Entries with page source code
»»

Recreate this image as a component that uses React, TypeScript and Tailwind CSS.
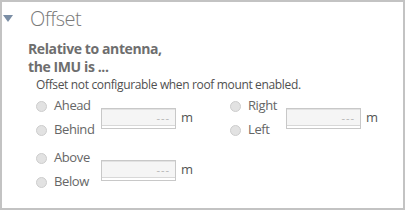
import React from "react";

function Radio({ label }: { label: string }) {
  return (
    <label className="flex items-center h-[24px] gap-[7px] cursor-pointer">
      <span className="w-[11px] h-[11px] shrink-0 rounded-full bg-[#e2e2e2] border border-[#cdcdcd]" />
      <span className="text-[13px] text-[#666666] tracking-[-0.4px] whitespace-nowrap">{label}</span>
    </label>
  );
}

function MeterInput() {
  return (
    <div className="flex items-center gap-[5px] ml-[10px]">
      <div className="w-[75px] h-[21px] border border-[#c8c8c8] bg-[#f5f5f5] shadow-[inset_0_1px_0_#e2e2e2,inset_0_-2px_0_#ffffff,inset_0_-3px_0_#d8d8d8] flex items-center justify-end pr-[5px]">
        <span className="text-[11px] text-[#b4b4b4] tracking-[1px]">---</span>
      </div>
      <span className="text-[13px] text-[#555555]">m</span>
    </div>
  );
}

function AxisGroup({ a, b, wide }: { a: string; b: string; wide?: boolean }) {
  return (
    <div className="flex items-center">
      <div className={`flex flex-col ${wide ? "w-[55px]" : "w-[46px]"}`}>
        <Radio label={a} />
        <Radio label={b} />
      </div>
      <MeterInput />
    </div>
  );
}

export default function App() {
  return (
    <div
      className="w-[405px] h-[210px] border-2 border-[#c3c3c3] bg-white overflow-hidden"
      style={{ fontFamily: '"Open Sans", "Noto Sans", sans-serif' }}
    >
      {/* Header */}
      <div className="flex items-center h-[30px] pt-[3px]">
        <svg className="ml-[1px] w-[10px] h-[8px]" viewBox="0 0 10 8">
          <path d="M0 0h10L5 7z" fill="#7b8ea5" />
        </svg>
        <span className="ml-[17px] text-[20px] font-light text-[#7a7a7a] leading-none tracking-[-0.5px]">
          Offset
        </span>
      </div>

      <div className="pl-[26px] pt-[8px]">
        <div className="text-[14px] font-bold text-[#6e6e6e] leading-[18px] tracking-[-0.4px]">
          Relative to antenna,
          <br />
          the IMU is ...
        </div>
        <div className="pl-[8px] text-[12px] text-[#505050] leading-[17px] tracking-[-0.35px]">
          Offset not configurable when roof mount enabled.
        </div>

        <div className="pl-[8px] pt-[1px] flex flex-col gap-[4px]">
          <div className="flex">
            <div className="w-[194px]">
              <AxisGroup a="Ahead" b="Behind" wide />
            </div>
            <AxisGroup a="Right" b="Left" />
          </div>
          <AxisGroup a="Above" b="Below" wide />
        </div>
      </div>
    </div>
  );
}
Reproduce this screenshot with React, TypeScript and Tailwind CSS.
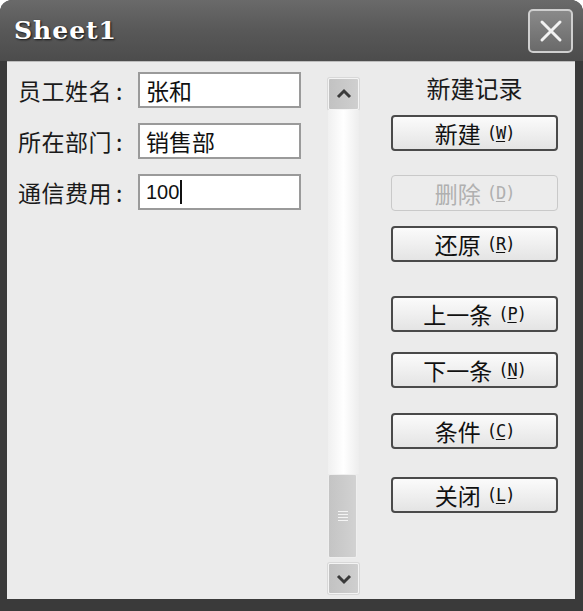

««

- **Do this**
Restate each line from the start of the listing through the line bearing "import React from" word for word. Drop the pictures.

- **Exercise output**
Recreate this image as a component that uses React, TypeScript and Tailwind CSS.
import React from "react";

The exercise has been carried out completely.